Er aber schalt sein Herz und sprach: »Törichtes Herz, ein Schwert soll man schwingen, aber keinen Stab. Der ist dazu da, daß man sich beim Wandern darauf stütze.«

Dann erhob er sich und wanderte weiter, aber er fand nicht den leuchtenden Stein; nur von Zeit zu Zeit hörte er wieder die mahnende Stimme: »Schwinge deinen Stab!« Es war vergeblich, er wollte nicht hören.
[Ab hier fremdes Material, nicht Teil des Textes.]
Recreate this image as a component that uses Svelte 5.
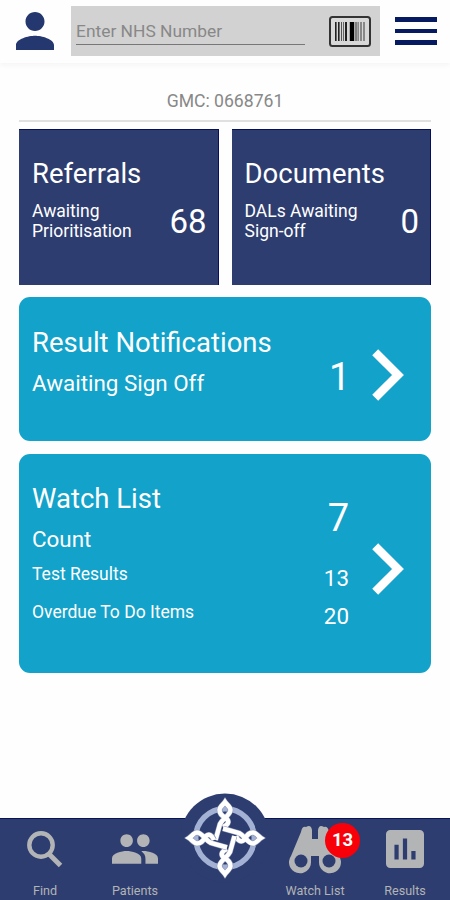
<script lang="ts">
    interface Tile {
        title: string;
        lines: string[];
        count: number;
    }

    const tiles: Tile[] = [
        { title: "Referrals", lines: ["Awaiting", "Prioritisation"], count: 68 },
        { title: "Documents", lines: ["DALs Awaiting", "Sign-off"], count: 0 },
    ];

    const watchItems = [
        { label: "Test Results", count: 13 },
        { label: "Overdue To Do Items", count: 20 },
    ];

    // x, width, shade of each bar in the scanner button
    const bars = [
        [6, 1.6, "#222"],
        [9, 1.6, "#222"],
        [12, 1, "#555"],
        [14, 1, "#666"],
        [16, 2, "#222"],
        [20.8, 4.4, "#000"],
        [26.4, 1.2, "#444"],
        [28.6, 1, "#555"],
        [31, 2, "#888"],
        [34, 2, "#888"],
    ] as const;

    // one arm of the knot, the others are rotations of it
    const arm =
        "M-2 -11C3 -13 4.5 -16 2 -19C-2 -22-5.5 -23-5.5 -28C-5.5 -31-2 -33 0 -36C2 -33 5.5 -31 5.5 -28C5.5 -23-2 -20-5 -14L-9.5 2";
</script>

{#snippet chevron()}
    <svg class="chevron" viewBox="0 0 32 52">
        <path d="M3.2 3.2 26 26 3.2 48.8" />
    </svg>
{/snippet}

<div class="app">
    <header>
        <svg class="person" viewBox="4 4 16 16">
            <path d="M12 12c2.21 0 4-1.79 4-4s-1.79-4-4-4-4 1.79-4 4 1.79 4 4 4zm0 2c-2.67 0-8 1.34-8 4v2h16v-2c0-2.66-5.33-4-8-4z" />
        </svg>
        <div class="search">
            <div class="field">Enter NHS Number</div>
            <svg class="barcode" viewBox="0 0 42 31">
                <rect class="frame" x="1" y="1" width="40" height="29" rx="2.5" />
                {#each bars as [x, width, fill]}
                    <rect {x} y="6" {width} height="19" {fill} />
                {/each}
            </svg>
        </div>
        <div class="menu"><i></i><i></i><i></i></div>
    </header>

    <main>
        <div class="gmc"><span>GMC: 0668761</span></div>

        <div class="tiles">
            {#each tiles as tile}
                <section class="tile">
                    <h2>{tile.title}</h2>
                    <div class="row">
                        <p>{tile.lines[0]}<br />{tile.lines[1]}</p>
                        <span class="count">{tile.count}</span>
                    </div>
                </section>
            {/each}
        </div>

        <section class="panel results">
            <div class="info">
                <h2>Result Notifications</h2>
                <p class="sub">Awaiting Sign Off</p>
            </div>
            <span class="big">1</span>
            {@render chevron()}
        </section>

        <section class="panel watch">
            <div class="info">
                <div class="head">
                    <div>
                        <h2>Watch List</h2>
                        <p class="sub">Count</p>
                    </div>
                    <span class="big">7</span>
                </div>
                {#each watchItems as item}
                    <div class="item">
                        <span>{item.label}</span>
                        <span class="num">{item.count}</span>
                    </div>
                {/each}
            </div>
            {@render chevron()}
        </section>
    </main>

    <nav>
        <div class="tab">
            <svg viewBox="0 0 38 38">
                <circle cx="15" cy="15" r="11.7" fill="none" stroke="currentColor" stroke-width="4.4" />
                <path d="M23 24 34.5 35.5" stroke="currentColor" stroke-width="5" />
            </svg>
            <span>Find</span>
        </div>
        <div class="tab">
            <svg class="people" viewBox="1 5 22 14">
                <path d="M16 11c1.66 0 2.99-1.34 2.99-3S17.66 5 16 5s-3 1.34-3 3 1.34 3 3 3zm-8 0c1.66 0 2.99-1.34 2.99-3S9.66 5 8 5 5 6.34 5 8s1.34 3 3 3zm0 2c-2.33 0-7 1.17-7 3.5V19h14v-2.5c0-2.33-4.67-3.5-7-3.5zm8 0c-.29 0-.62.02-.97.05 1.16.84 1.97 1.97 1.97 3.45V19h6v-2.5c0-2.33-4.67-3.5-7-3.5z" />
            </svg>
            <span>Patients</span>
        </div>
        <div class="tab home">
            <svg class="knot" viewBox="-45 -45 90 90">
                <circle class="bump" r="44.5" />
                <circle class="ring" r="29.3" />
                {#each [0, 90, 180, 270] as angle}
                    <g transform="rotate({angle})">
                        <path class="edge" d={arm} />
                        <path class="cord" d={arm} />
                    </g>
                {/each}
            </svg>
        </div>
        <div class="tab">
            <svg class="binoculars" viewBox="0 0 52 50">
                <path d="M12 8Q13 2 17 3Q22 0 23 6V15H29V6Q30 0 35 3Q39 2 40 8L50 32A11 11 0 1 1 30 38V32H22V38A11 11 0 1 1 2 32Z" />
                <circle cx="12" cy="37" r="6.5" fill="#2e3d70" />
                <circle cx="40" cy="37" r="6.5" fill="#2e3d70" />
            </svg>
            <b class="badge">13</b>
            <span>Watch List</span>
        </div>
        <div class="tab">
            <svg viewBox="3 3 18 18">
                <path d="M19 3H5c-1.1 0-2 .9-2 2v14c0 1.1.9 2 2 2h14c1.1 0 2-.9 2-2V5c0-1.1-.9-2-2-2zM9 17H7v-7h2v7zm4 0h-2V7h2v10zm4 0h-2v-4h2v4z" />
            </svg>
            <span>Results</span>
        </div>
    </nav>
</div>

<style>
    :global(body) {
        margin: 0;
        background: #fefefe;
    }

    .app {
        --navy: #2e3d70;
        --teal: #12a2ca;
        display: flex;
        flex-direction: column;
        height: 900px;
        width: 450px;
        overflow: hidden;
        font-family: Roboto, sans-serif;
        color: #fff;
    }

    svg {
        display: block;
        flex: none;
    }

    h2,
    p {
        margin: 0;
        font-weight: 400;
    }

    header {
        display: flex;
        box-sizing: border-box;
        height: 63px;
        padding: 6px 13px 0 16px;
        box-shadow: 0 2px 5px #f4f4f4;
    }

    .person {
        width: 38px;
        height: 38px;
        margin: 6px 17px 0 0;
        fill: #24386f;
    }

    .search {
        display: flex;
        box-sizing: border-box;
        width: 309px;
        height: 50px;
        padding: 10px 9px 0 5px;
        justify-content: space-between;
        background: #d2d2d2;
    }

    .field {
        width: 229px;
        height: 28px;
        border-bottom: 1px solid #777;
        font-size: 17.4px;
        line-height: 31px;
        color: #888;
    }

    .barcode {
        width: 42px;
        height: 31px;
    }
    .frame {
        fill: #d8d8d8;
        stroke: #333;
        stroke-width: 2;
    }

    .menu {
        display: flex;
        flex-direction: column;
        gap: 7px;
        width: 42px;
        margin: 11px 0 0 15px;
    }
    .menu i {
        height: 4.7px;
        background: #061a62;
    }

    main {
        display: flex;
        flex-direction: column;
        flex: 1;
        padding: 0 19px;
    }

    .gmc {
        box-sizing: border-box;
        height: 59px;
        padding-top: 27px;
        border-bottom: 2px solid #e0e0e0;
        text-align: center;
        font-size: 17.6px;
        line-height: 22px;
        color: #888;
    }

    .tiles {
        display: flex;
        gap: 13px;
        margin-top: 7px;
    }

    .tile {
        box-sizing: border-box;
        flex: 1;
        height: 156px;
        padding: 27px 12px 0 13px;
        border: solid #06105a;
        border-width: 1px 1px 0 0;
        background: var(--navy);
    }

    h2 {
        font-size: 27.5px;
        line-height: 34px;
    }

    .row {
        display: flex;
        justify-content: space-between;
        margin-top: 10px;
        font-size: 17.5px;
        line-height: 20px;
    }

    .count {
        margin-right: -1px;
        font-size: 33px;
        line-height: 41px;
    }

    .panel {
        display: flex;
        box-sizing: border-box;
        padding-left: 13px;
        border-radius: 11px;
        background: var(--teal);
    }
    .results {
        height: 144px;
        margin-top: 12px;
        padding-top: 29px;
    }
    .watch {
        height: 219px;
        margin-top: 13px;
        padding-top: 28px;
    }

    .info {
        width: 317px;
    }
    .results .info {
        width: 297px;
    }

    .sub {
        margin-top: 9px;
        font-size: 22.4px;
        line-height: 28px;
    }

    .big {
        font-size: 38px;
        line-height: 44px;
    }
    .results .big {
        width: 20px;
        margin-top: 29px;
    }

    .head {
        display: flex;
        justify-content: space-between;
        margin-bottom: 7px;
    }
    .head .big {
        margin-top: 14px;
    }

    .item {
        display: flex;
        justify-content: space-between;
        height: 38px;
        font-size: 17.5px;
        line-height: 29px;
    }
    .num {
        font-size: 22.4px;
        line-height: 36px;
    }

    .chevron {
        width: 32px;
        height: 52px;
        margin: 23px 0 0 23px;
        fill: none;
        stroke: #fff;
        stroke-width: 8.4;
    }
    .watch .chevron {
        margin-top: 61px;
    }

    nav {
        display: flex;
        box-sizing: border-box;
        height: 82px;
        border-top: 1px solid #0a1458;
        background: var(--navy);
        color: #b2b4b5;
    }

    .tab {
        position: relative;
        display: flex;
        flex: 1;
        flex-direction: column;
        align-items: center;
        justify-content: space-between;
        padding: 11px 0 1px;
        font-size: 12.6px;
        line-height: 17px;
    }
    .tab svg {
        width: 38px;
        height: 38px;
        fill: currentColor;
    }
    .tab .people {
        width: 46px;
        height: 30px;
        margin-top: 4px;
    }
    .tab .binoculars {
        width: 52px;
        height: 50px;
        margin-top: -6px;
    }

    .tab .knot {
        position: absolute;
        top: -26px;
        width: 90px;
        height: 90px;
    }
    .bump {
        fill: var(--navy);
    }
    .ring {
        fill: none;
        stroke: #a3b1d4;
        stroke-width: 5.5;
    }
    .edge,
    .cord {
        fill: none;
        stroke: #fff;
        stroke-width: 4.5;
    }
    .edge {
        stroke: #8590b0;
        stroke-width: 5.5;
    }

    .badge {
        position: absolute;
        top: 4px;
        left: 55px;
        width: 35px;
        height: 35px;
        border-radius: 50%;
        background: #f70009;
        color: #fff;
        font-size: 18.5px;
        line-height: 35px;
        text-align: center;
    }
</style>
So kam es denn, daß er früh alt ward und grau. Er konnte zuletzt nicht mehr wandern, und er schleppte sich in eine Herberge, die am Wege stand, bettete sich im Stalle auf Stroh, und er fühlte, daß sein letztes Stündlein komme. Da sprach er die bitteren Worte: »Ich habe ein verlorenes Leben gelebt; ich habe es nicht schaffen können, den leuchtenden Stein Kauriwiduma zu sehen.«

Da hörte er zum letzten Male die Stimme, ganz schwach und fein, aber er hörte sie: »Schwinge deinen Stab!«

Das ging ihm zu Herzen; er konnte sich nicht mehr wehren; er tastete mit zitternder Hand an den Rand seines Lagers und ergriff den Stab. Dann hob er ihn empor und schwang ihn mit letzter Kraft. Da ward es plötzlich hell im düsteren Stall, und vor ihm stand eine Gestalt, anzuschauen wie ein Cherub, mit starken Schwingen, und der Cherub sprach: »Ich bin der Geist des Stabes, der dir verliehen ward, und habe lange auf deinen Ruf gewartet. Mache dich bereit, ich bringe dich zu dem leuchtenden Stein Kauriwiduma!«

Da hauchten die Lippen eines Sterbenden: »Nun ist es zu spät! Bringe mich ins Grab!«

So starb einer, der nicht wußte, welche Macht ihm verliehen ward.